PROBLEM STATEMENT
In your copy, leave out the pictures; write out all the data exactly.

--- BEGIN DATA EXTRACT ---

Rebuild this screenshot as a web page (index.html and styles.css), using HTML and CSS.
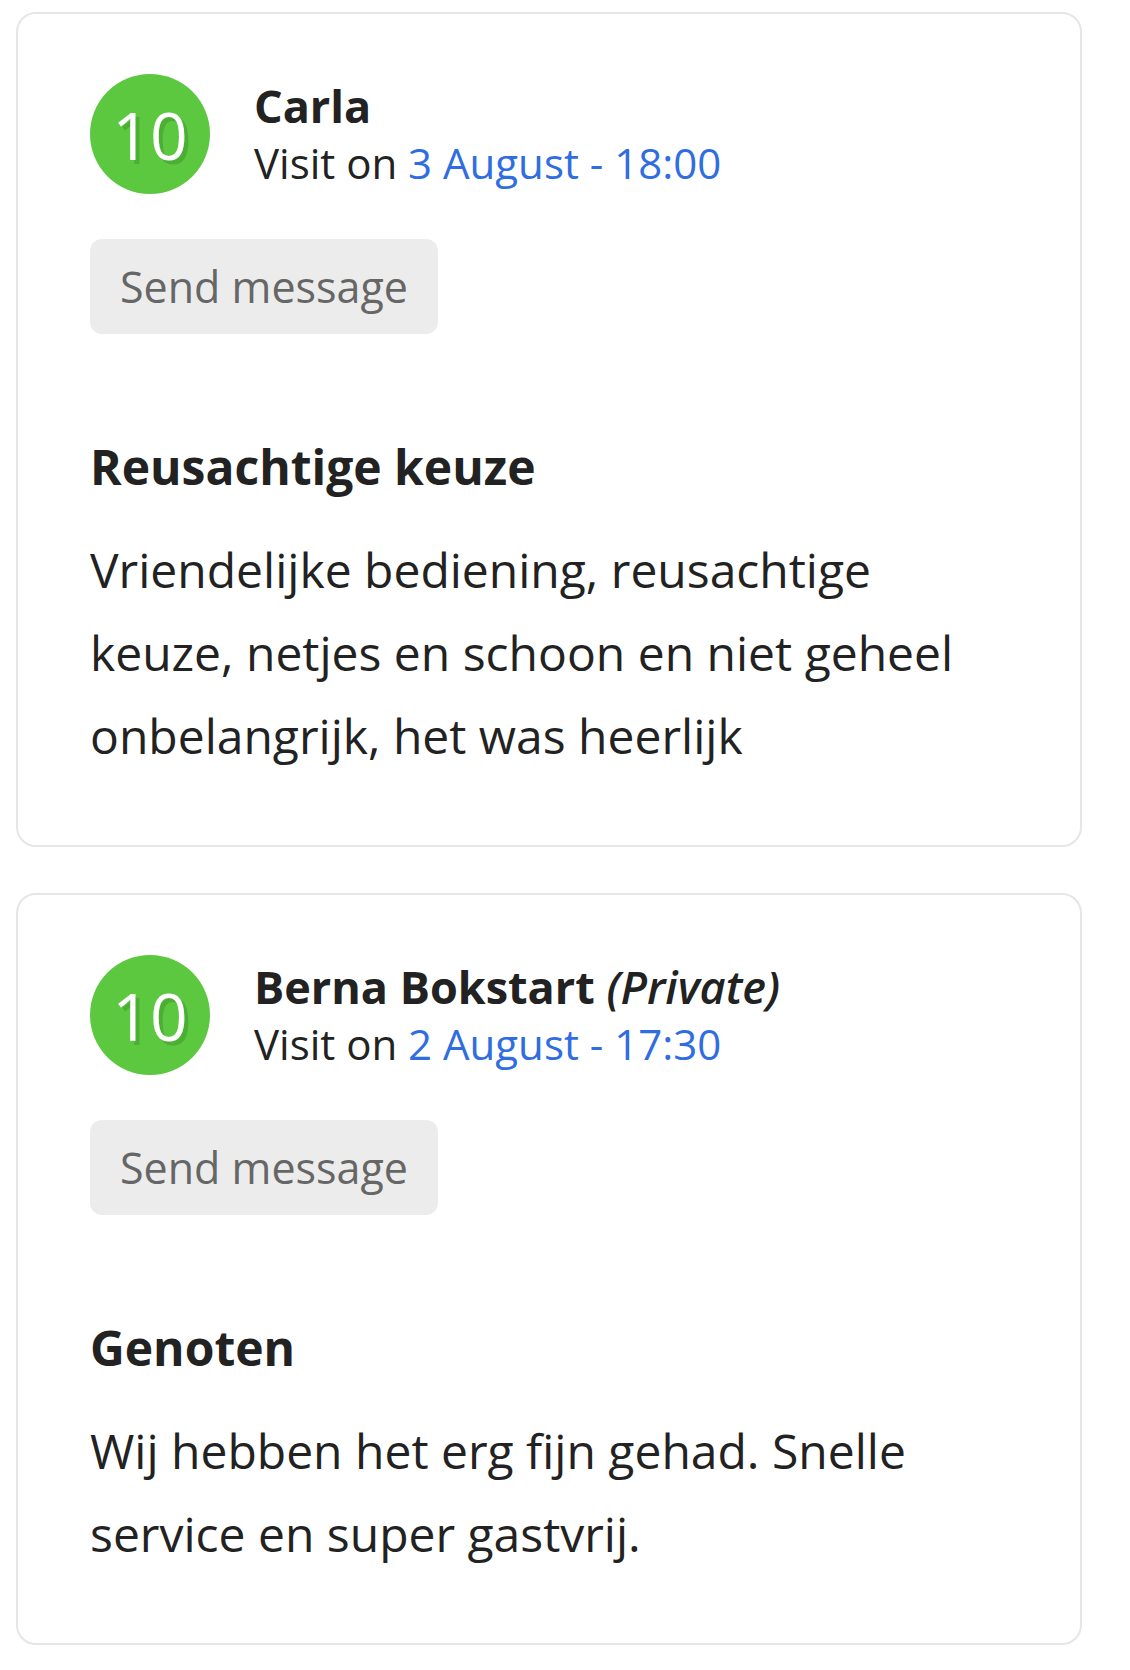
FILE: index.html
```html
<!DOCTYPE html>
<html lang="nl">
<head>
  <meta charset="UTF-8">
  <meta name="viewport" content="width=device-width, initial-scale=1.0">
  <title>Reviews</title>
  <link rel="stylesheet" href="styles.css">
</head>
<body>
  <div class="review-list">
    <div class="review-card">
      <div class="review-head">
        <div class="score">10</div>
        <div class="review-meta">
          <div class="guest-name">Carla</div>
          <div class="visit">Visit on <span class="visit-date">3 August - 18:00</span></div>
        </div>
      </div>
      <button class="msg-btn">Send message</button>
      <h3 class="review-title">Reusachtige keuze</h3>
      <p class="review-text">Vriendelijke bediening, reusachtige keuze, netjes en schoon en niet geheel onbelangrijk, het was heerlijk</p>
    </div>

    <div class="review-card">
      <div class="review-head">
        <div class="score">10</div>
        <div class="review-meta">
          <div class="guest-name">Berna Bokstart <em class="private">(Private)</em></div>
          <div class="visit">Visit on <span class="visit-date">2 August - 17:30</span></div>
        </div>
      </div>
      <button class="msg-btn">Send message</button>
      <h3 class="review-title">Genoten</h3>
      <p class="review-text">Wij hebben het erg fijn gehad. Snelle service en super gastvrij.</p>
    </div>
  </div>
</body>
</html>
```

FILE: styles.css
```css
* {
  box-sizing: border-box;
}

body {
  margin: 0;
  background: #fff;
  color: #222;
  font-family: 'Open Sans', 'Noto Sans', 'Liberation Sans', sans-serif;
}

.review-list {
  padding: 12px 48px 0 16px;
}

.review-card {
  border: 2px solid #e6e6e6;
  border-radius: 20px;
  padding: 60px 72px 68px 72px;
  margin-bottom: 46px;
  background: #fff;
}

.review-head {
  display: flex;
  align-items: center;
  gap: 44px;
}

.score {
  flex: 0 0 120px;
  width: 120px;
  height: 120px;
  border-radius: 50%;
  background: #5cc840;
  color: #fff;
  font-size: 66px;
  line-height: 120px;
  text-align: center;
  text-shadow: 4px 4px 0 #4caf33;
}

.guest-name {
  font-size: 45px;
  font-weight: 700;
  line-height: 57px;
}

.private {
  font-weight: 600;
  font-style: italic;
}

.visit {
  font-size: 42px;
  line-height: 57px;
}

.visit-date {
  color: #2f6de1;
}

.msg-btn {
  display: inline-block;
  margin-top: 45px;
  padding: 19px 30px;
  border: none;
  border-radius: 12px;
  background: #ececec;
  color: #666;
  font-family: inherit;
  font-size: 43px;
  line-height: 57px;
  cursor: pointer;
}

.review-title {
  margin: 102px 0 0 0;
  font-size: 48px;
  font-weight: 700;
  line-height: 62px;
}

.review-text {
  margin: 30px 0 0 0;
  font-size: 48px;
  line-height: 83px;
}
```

--- END DATA EXTRACT ---

SOLUTION BELOW
Rebuild this screenshot as a web page (index.html and styles.css), using HTML and CSS.
FILE: index.html
```html
<!DOCTYPE html>
<html lang="nl">
<head>
  <meta charset="UTF-8">
  <meta name="viewport" content="width=device-width, initial-scale=1.0">
  <title>Reviews</title>
  <link rel="stylesheet" href="styles.css">
</head>
<body>
  <div class="review-list">
    <div class="review-card">
      <div class="review-head">
        <div class="score">10</div>
        <div class="review-meta">
          <div class="guest-name">Carla</div>
          <div class="visit">Visit on <span class="visit-date">3 August - 18:00</span></div>
        </div>
      </div>
      <button class="msg-btn">Send message</button>
      <h3 class="review-title">Reusachtige keuze</h3>
      <p class="review-text">Vriendelijke bediening, reusachtige keuze, netjes en schoon en niet geheel onbelangrijk, het was heerlijk</p>
    </div>

    <div class="review-card">
      <div class="review-head">
        <div class="score">10</div>
        <div class="review-meta">
          <div class="guest-name">Berna Bokstart <em class="private">(Private)</em></div>
          <div class="visit">Visit on <span class="visit-date">2 August - 17:30</span></div>
        </div>
      </div>
      <button class="msg-btn">Send message</button>
      <h3 class="review-title">Genoten</h3>
      <p class="review-text">Wij hebben het erg fijn gehad. Snelle service en super gastvrij.</p>
    </div>
  </div>
</body>
</html>
```

FILE: styles.css
```css
* {
  box-sizing: border-box;
}

body {
  margin: 0;
  background: #fff;
  color: #222;
  font-family: 'Open Sans', 'Noto Sans', 'Liberation Sans', sans-serif;
}

.review-list {
  padding: 12px 48px 0 16px;
}

.review-card {
  border: 2px solid #e6e6e6;
  border-radius: 20px;
  padding: 60px 72px 68px 72px;
  margin-bottom: 46px;
  background: #fff;
}

.review-head {
  display: flex;
  align-items: center;
  gap: 44px;
}

.score {
  flex: 0 0 120px;
  width: 120px;
  height: 120px;
  border-radius: 50%;
  background: #5cc840;
  color: #fff;
  font-size: 66px;
  line-height: 120px;
  text-align: center;
  text-shadow: 4px 4px 0 #4caf33;
}

.guest-name {
  font-size: 45px;
  font-weight: 700;
  line-height: 57px;
}

.private {
  font-weight: 600;
  font-style: italic;
}

.visit {
  font-size: 42px;
  line-height: 57px;
}

.visit-date {
  color: #2f6de1;
}

.msg-btn {
  display: inline-block;
  margin-top: 45px;
  padding: 19px 30px;
  border: none;
  border-radius: 12px;
  background: #ececec;
  color: #666;
  font-family: inherit;
  font-size: 43px;
  line-height: 57px;
  cursor: pointer;
}

.review-title {
  margin: 102px 0 0 0;
  font-size: 48px;
  font-weight: 700;
  line-height: 62px;
}

.review-text {
  margin: 30px 0 0 0;
  font-size: 48px;
  line-height: 83px;
}
```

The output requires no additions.